* **WHAT NEEDS TO BE DONE**:
Print nothing but the lines from the start of the listing below through the line that contains "const sheet = (el, html)". Do not include the pictures.

* **GIVEN INFORMATION**:
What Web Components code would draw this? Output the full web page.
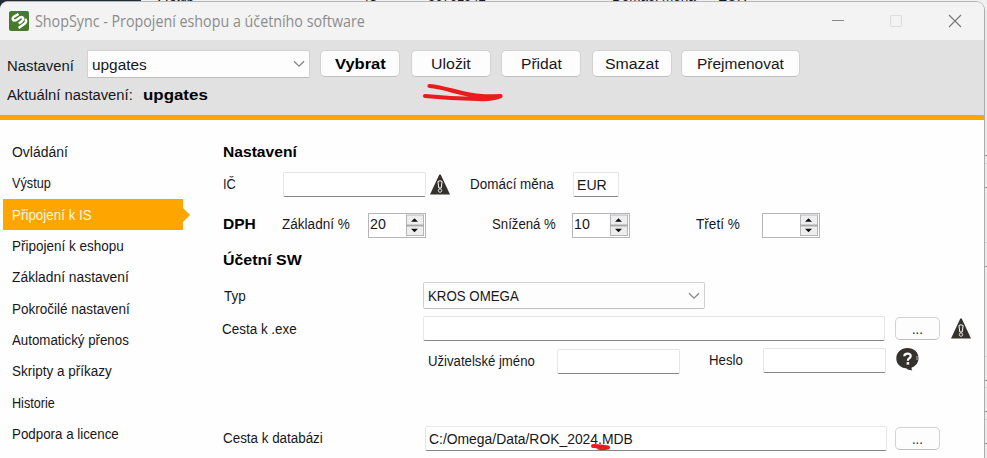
<!DOCTYPE html>
<html lang="cs">
<head>
<meta charset="utf-8">
<title>ShopSync</title>
<style>
html,body{margin:0;height:458px;overflow:hidden}
body{font-family:"Liberation Sans",Arial,sans-serif;font-size:15.5px;color:#17171c}
</style>
</head>
<body>
<shop-sync></shop-sync>
<script>
const sheet = (el, html) => { el.attachShadow({mode:'open'}).innerHTML = html; };

/* A single line of text fitted horizontally to the width in "w". */
class FitText extends HTMLElement {
  connectedCallback() {
    const w = +this.getAttribute('w');
    sheet(this, `<style>:host{display:block;flex:none;width:${w}px;height:20px;line-height:20px;white-space:nowrap}
      :host([b]){font-weight:bold;color:#000}
      span{display:inline-block;transform-origin:0 50%;margin-left:-.3px}</style><span><slot></slot></span>`);
    const s = this.shadowRoot.querySelector('span');
    const n = s.getBoundingClientRect().width;
    if (n) s.style.transform = `scaleX(${(w + .8) / n})`;
  }
}

/* Horizontal row; its height comes from the "h" attribute. */
class UiRow extends HTMLElement {
  connectedCallback() {
    sheet(this, `<style>:host{display:flex;align-items:center;flex:none;height:${this.getAttribute('h')}px}</style><slot></slot>`);
  }
}

class UiButton extends HTMLElement {
  connectedCallback() {
    sheet(this, `<style>:host{display:flex;flex:none;box-sizing:border-box;width:${this.getAttribute('w')}px;height:${this.getAttribute('h') || 27}px;
      align-items:center;justify-content:center;background:#fdfdfd;border:1px solid #d2d2d2;border-bottom-color:#bebebe;border-radius:5px}</style><slot></slot>`);
  }
}

class UiField extends HTMLElement {
  connectedCallback() {
    sheet(this, `<style>:host{display:flex;flex:none;align-items:center;box-sizing:border-box;width:${this.getAttribute('w')}px;height:25px;
      padding-left:3px;background:#fff;border:1px solid #e6e6e6;border-bottom-color:#868686;border-radius:2px}</style><slot></slot>`);
  }
}

class UiSelect extends HTMLElement {
  connectedCallback() {
    sheet(this, `<style>:host{display:flex;flex:none;align-items:center;justify-content:space-between;box-sizing:border-box;width:${this.getAttribute('w')}px;height:${this.getAttribute('h')}px;
      padding:0 4px 0 4px;background:#fdfdfd;border:1px solid #d0d0d0;border-bottom-color:#bdbdbd;border-radius:2px}svg{display:block}</style>
      <slot></slot><svg width="12" height="8" viewBox="0 0 12 8"><path d="M1 1.2 6 6.2 11 1.2" fill="none" stroke="#858585" stroke-width="1.3"/></svg>`);
  }
}

class UiSpin extends HTMLElement {
  connectedCallback() {
    sheet(this, `<style>:host{display:flex;flex:none;align-items:center;justify-content:space-between;box-sizing:border-box;width:58px;height:25px;
      padding:0 1px 0 1px;background:#fff;border:1px solid #b4b4bc}svg{display:block}.v{flex:1;margin-top:-2px}</style>
      <div class="v"><slot></slot></div><svg width="18" height="23" viewBox="0 0 18 23">
      <rect x=".5" y="1" width="17" height="20.5" fill="#eee" stroke="#b5b5b5"/>
      <path d="M0 11.5H18" stroke="#aaa" stroke-width="2"/><path d="M5 7.8 8.5 4.2 12 7.8ZM5 14.7H12L8.5 18.3Z" fill="#111"/></svg>`);
  }
}

class WarnIcon extends HTMLElement {
  connectedCallback() {
    sheet(this, `<style>:host{display:block;flex:none}svg{display:block}</style><svg width="20" height="21" viewBox="0 0 20 21">
      <path d="M9.3.5H10.7L20 20.5H0Z" fill="#35312d"/><path d="M7.900 7.500Q10 6 12.100 7.500L11.200 14H8.800Z" fill="#35312d" stroke="#fff" stroke-width="1"/><circle cx="10" cy="16.600" r="1.700" fill="#35312d" stroke="#eee" stroke-width=".9"/></svg>`);
  }
}

class HelpIcon extends HTMLElement {
  connectedCallback() {
    sheet(this, `<style>:host{display:block;flex:none}svg{display:block}</style><svg width="23" height="23" viewBox="0 0 23 23">
      <path d="M11.5 0C18 0 22.5 4.2 22.5 10C22.5 14.5 20 18 15.7 19.6Q15 21.2 16.3 22.4Q12 22 10 20.3C4 19.8.3 15.5.3 10.2C.3 4.4 5 0 11.5 0Z" fill="#35312d"/>
      <path d="M8.3 8.2Q8.4 5.6 11.6 5.6Q14.7 5.6 14.7 8.1Q14.7 9.6 13 10.5Q11.9 11.1 11.9 12.7" fill="none" stroke="#fff" stroke-width="2.2"/><rect x="10.6" y="14.2" width="2.6" height="2.4" fill="#fff"/><path d="M21 8V12" stroke="#bbb" stroke-width="1"/></svg>`);
  }
}

class TitleBar extends HTMLElement {
  connectedCallback() {
    sheet(this, `<style>:host{display:flex;align-items:center;height:38px;flex:none;background:#f3f3f3;box-sizing:border-box;padding-left:9px;
      font-family:"Open Sans","Noto Sans",sans-serif;font-size:16px;color:#8c8c8c}
      svg{display:block;flex:none}.c{margin-left:468px}fit-text{margin:-1px 0 0 6px}</style>
      <svg width="20" height="20" viewBox="0 0 20 20"><rect width="20" height="20" rx="2" fill="#477a2d"/>
      <path d="M9.500 3 4.600 6Q2.800 8 4.600 9.400Q6 10 8.200 8.400L11.300 6.300Q13.500 5.400 14.200 7.200Q14.500 8.600 12.800 10.200L9.800 12.600" fill="none" stroke="#fff" stroke-width="2.500"/>
      <path d="M16.300 7.800Q18.200 10.500 15.600 12.800L9.600 17" fill="none" stroke="#fff" stroke-width="2.300"/></svg>
      <fit-text w="329">ShopSync - Propojení eshopu a účetního software</fit-text>
      <svg class="c" width="130" height="14" viewBox="0 0 130 14"><path d="M0 6.5H12" stroke="#8a8a8a"/><rect x="58.500" y="1.500" width="11" height="11" rx="1.500" fill="none" stroke="#dcdcdc"/><path d="M117 1 129 13M129 1 117 13" stroke="#777" stroke-width="1.100"/></svg>`);
  }
}

class TopTools extends HTMLElement {
  connectedCallback() {
    sheet(this, `<style>:host{display:block;position:relative;flex:none;background:#e1e1e1;border-bottom:5px solid #ffa500;padding:10px 0 0 7px;box-sizing:content-box;height:65px}
      .r{display:flex;align-items:flex-start}.l{margin-top:6px}ui-button{margin-top:0;padding-top:1px}
      ui-select fit-text{margin-top:2px}
      .s{display:flex;margin-top:7px}.s :last-child{margin-left:11px}
      .ink{position:absolute;left:420px;top:40px}</style>
      <div class="r"><fit-text class="l" w="66">Nastavení</fit-text>
      <ui-select w="223" h="28" style="margin-left:14px"><fit-text w="54">upgates</fit-text></ui-select>
      <ui-button w="80" style="margin-left:10px"><fit-text b w="50">Vybrat</fit-text></ui-button>
      <ui-button w="80" style="margin-left:11px"><fit-text w="39">Uložit</fit-text></ui-button>
      <ui-button w="80" style="margin-left:10px"><fit-text w="40">Přidat</fit-text></ui-button>
      <ui-button w="80" style="margin-left:11px"><fit-text w="53">Smazat</fit-text></ui-button>
      <ui-button w="119" style="margin-left:9px"><fit-text w="86">Přejmenovat</fit-text></ui-button></div>
      <div class="s"><fit-text w="125">Aktuální nastavení:</fit-text><fit-text b w="64">upgates</fit-text></div>
      <svg class="ink" width="90" height="26" viewBox="420 80 90 26"><path d="M429.500 86C446 87.500 458 93.500 476 95.500Q488 96.700 500.500 96.200Q494 99.500 478 99Q452 98.700 425 96M478 97H494" fill="none" stroke="#e81c1c" stroke-width="4.200" stroke-linecap="round" stroke-linejoin="round"/></svg>`);
  }
}

class NavItem extends HTMLElement {
  connectedCallback() {
    sheet(this, `<style>:host{display:flex;align-items:center;height:31.3px;padding-left:9px;box-sizing:border-box;width:180px}
      :host([on]){background:#ffa500;color:#fff6e2}
      i{display:none}:host([on]) i{display:block;flex:none;margin-left:auto;margin-right:-7px;border:7px solid transparent;border-right:0;border-left-color:#ffa500}</style>
      <slot></slot><i></i>`);
  }
}

class SideNav extends HTMLElement {
  connectedCallback() {
    const items = [['Ovládání',55],['Výstup',38],['Připojení k IS',79],['Připojení k eshopu',111],['Základní nastavení',116],['Pokročilé nastavení',117],['Automatický přenos',116],['Skripty a příkazy',99],['Historie',42],['Podpora a licence',106]];
    sheet(this, `<style>:host{display:block;flex:none;width:220px;padding:16.500px 0 0 3px;box-sizing:border-box}</style>` +
      items.map(([t,w],i)=>`<nav-item${i===2?' on':''}><fit-text w="${w}">${t}</fit-text></nav-item>`).join(''));
  }
}

class SettingsForm extends HTMLElement {
  connectedCallback() {
    const m = n => `style="margin-left:${n}px"`;
    sheet(this, `<style>:host{display:flex;flex-direction:column;flex:1;padding-top:16px}
      .db{position:relative}.ink{position:absolute;left:370px;top:18px}</style>
      <ui-row h="32"><fit-text b w="73" ${m(3)}>Nastavení</fit-text></ui-row>
      <ui-row h="32"><fit-text w="12" ${m(3)}>IČ</fit-text><ui-field w="143" ${m(48)}></ui-field><warn-icon ${m(4)}></warn-icon>
        <fit-text w="83" ${m(20)}>Domácí měna</fit-text><ui-field w="46" style="margin:1px 0 0 20px"><fit-text w="29">EUR</fit-text></ui-field></ui-row>
      <ui-row h="48"><fit-text b w="32" ${m(3)}>DPH</fit-text><fit-text w="67" ${m(27)}>Základní %</fit-text><ui-spin style="margin:2px 0 0 19px"><fit-text w="15">20</fit-text></ui-spin>
        <fit-text w="63" ${m(66)}>Snížená %</fit-text><ui-spin style="margin:2px 0 0 17px"><fit-text w="15">10</fit-text></ui-spin>
        <fit-text w="43" ${m(66)}>Třetí %</fit-text><ui-spin style="margin:2px 0 0 23px"></ui-spin></ui-row>
      <ui-row h="24"><fit-text b w="78" ${m(3)}>Účetní SW</fit-text></ui-row>
      <ui-row h="47"><fit-text w="21" ${m(4)}>Typ</fit-text><ui-select w="282" h="27" ${m(178)}><fit-text w="90">KROS OMEGA</fit-text></ui-select></ui-row>
      <ui-row h="19"><fit-text w="74" ${m(2)}>Cesta k .exe</fit-text><ui-field w="462" ${m(127)}></ui-field>
        <ui-button w="45" h="23" ${m(10)}><fit-text w="10">...</fit-text></ui-button><warn-icon ${m(11)}></warn-icon></ui-row>
      <ui-row h="46"><fit-text w="106" ${m(208)}>Uživatelské jméno</fit-text><ui-field w="123" ${m(23)}></ui-field>
        <fit-text w="33" style="margin:-2px 0 0 29px">Heslo</fit-text><ui-field w="123" style="margin:-2px 0 0 21px"></ui-field><help-icon style="margin:-3px 0 0 10px"></help-icon></ui-row>
      <ui-row h="108" class="db"><fit-text w="99" ${m(3)}>Cesta k databázi</fit-text><ui-field w="462" style="margin:1px 0 0 103px"><fit-text w="203">C:/Omega/Data/ROK_2024.MDB</fit-text></ui-field>
        <ui-button w="45" h="23" style="margin:1px 0 0 8px"><fit-text w="10">...</fit-text></ui-button>
        <svg class="ink" style="top:59px" width="22" height="9" viewBox="0 0 22 9"><path d="M3 3Q10 2.800 18 4.500Q12 6 8 4.500" fill="none" stroke="#e81c1c" stroke-width="4" stroke-linecap="round" stroke-linejoin="round"/></svg></ui-row>`);
  }
}

/* The page behind the window: a strip above it and one to its right. */
class BackPage extends HTMLElement {
  connectedCallback() {
    const lines = [[155,1],[163],[187,1],[242],[266,1],[356],[380,1],[387],[411,1],[419],[443,1]];
    sheet(this, `<style>:host{position:absolute;inset:0;background:#ededed;overflow:hidden}
      .top{height:10px;overflow:hidden;background:linear-gradient(90deg,#202b35 141px,#f0f0f0 141px)}
      .t{display:flex;margin-top:-14px;padding-left:155px}svg{position:absolute;right:0;top:0}</style>
      <div class="top"><div class="t"><fit-text w="38">Výstup</fit-text><fit-text w="12" style="margin-left:172px">IČ</fit-text><fit-text w="57" style="margin-left:51px">36761542</fit-text><fit-text w="83" style="margin-left:127px">Domácí měna</fit-text><fit-text w="28" style="margin-left:23px">EUR</fit-text></div></div>
      <svg width="3" height="458">${lines.map(([y,d])=>`<path d="M0 ${y}.5H3" stroke="${d?'#909090':'#d6d6d6'}"/>`).join('')}</svg>`);
  }
}

class ShopSync extends HTMLElement {
  connectedCallback() {
    sheet(this, `<style>:host{display:block;position:relative;width:987px;height:458px;overflow:hidden;padding-top:1px;box-sizing:border-box}
      .win{position:relative;display:flex;flex-direction:column;width:984px;height:457px;box-sizing:content-box;border-top:1px solid #b6b6b6;border-right:1px solid #acacac;border-radius:8px 9px 0 0;overflow:hidden;background:#fefefe}
      .body{display:flex;flex:1}</style>
      <back-page></back-page>
      <div class="win"><title-bar></title-bar><top-tools></top-tools><div class="body"><side-nav></side-nav><settings-form></settings-form></div></div>`);
  }
}
[['fit-text',FitText],['ui-row',UiRow],['ui-button',UiButton],['ui-field',UiField],['ui-select',UiSelect],['ui-spin',UiSpin],['warn-icon',WarnIcon],['help-icon',HelpIcon],['title-bar',TitleBar],['nav-item',NavItem],['top-tools',TopTools],['side-nav',SideNav],['settings-form',SettingsForm],['back-page',BackPage],['shop-sync',ShopSync]].forEach(([n,c])=>customElements.define(n,c));
</script>
</body>
</html>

* **FULL RESPONSE**:
What Web Components code would draw this? Output the full web page.
<!DOCTYPE html>
<html lang="cs">
<head>
<meta charset="utf-8">
<title>ShopSync</title>
<style>
html,body{margin:0;height:458px;overflow:hidden}
body{font-family:"Liberation Sans",Arial,sans-serif;font-size:15.5px;color:#17171c}
</style>
</head>
<body>
<shop-sync></shop-sync>
<script>
const sheet = (el, html) => { el.attachShadow({mode:'open'}).innerHTML = html; };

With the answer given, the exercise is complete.